Historically, a customer strategy was a definition of what the company wants to do with each customer that cuts across the organization and guides marketing, sales and customer service whenever the customer engages with the company. But even that’s old hat because enlightened companies now understand that the customer also has a say in this process. And by involving the customer in understanding their needs, the customer is predisposed to buying from you and provides deep insight that no manner of analytical systems could fathom from transactional data.

So where do customers spend time talking to the company, revealing their inner most secrets and desire? Certainly not to sales people and marketing doesn’t speak to customers. Yes, you got it. Customer service. But only if they are allowed to spend time building rapport with customers and developing an understanding of their needs.

My colleagues at CustomerThink know that I am a champion of customer service because I have run a service organization and I understand that trapped inside functional processes, transactional performance measures and command and control cultures are real people who are just waiting to be given the responsibility, support, information and time to make a massive difference to their companies.
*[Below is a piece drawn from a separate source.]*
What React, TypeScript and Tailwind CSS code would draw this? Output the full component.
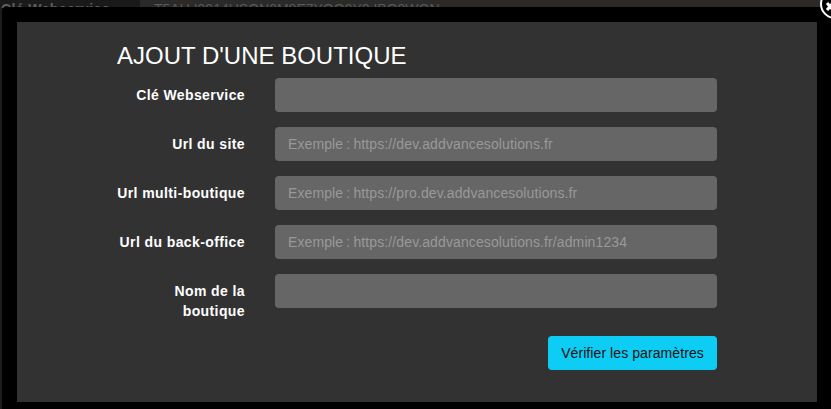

It seems crazy to me that companies spend money on customer research yet never ask their customer service people what the issues are? They are a mine of information and they can help deliver the customer strategy in ways you can’t imagine. If you don’t believe me, go and ask them. Join the debate and let me know what you think.

David Rance
David Rance, CEO of Round, is a former customer care director for a national telco. Round is a leader in capability management models and software tools that enable organizations to align at their chosen level of customer centricity.

2 COMMENTS

  1. Your recommended approach is one of the first steps that we take whenever we are developing survey research for a client — and that includes new product research as well as customer satisfaction, loyalty, net promoter, etc., types of models. You can get a wonderful first blush set of recommendations by asking the folks in thr trenches what it is that the customer base is clamoring for at this time. I consider it a way to get at the first phases of VoC in a very cost-effective manner.

    David J. Mangen

  2. I think those are valid points raised there. Customer service and customer facing staff are best placed to take your customer strategies to their logical fruitful conclusions. With most companies, the focus is on the costs associated with maintaining the front end staff and in service industries like call centers and retail, the high attrition rates and consequent retraining does not help to bring down costs. A great idea, as suggested in the article would be to treat customer service as a profit center and nurture it accordingly.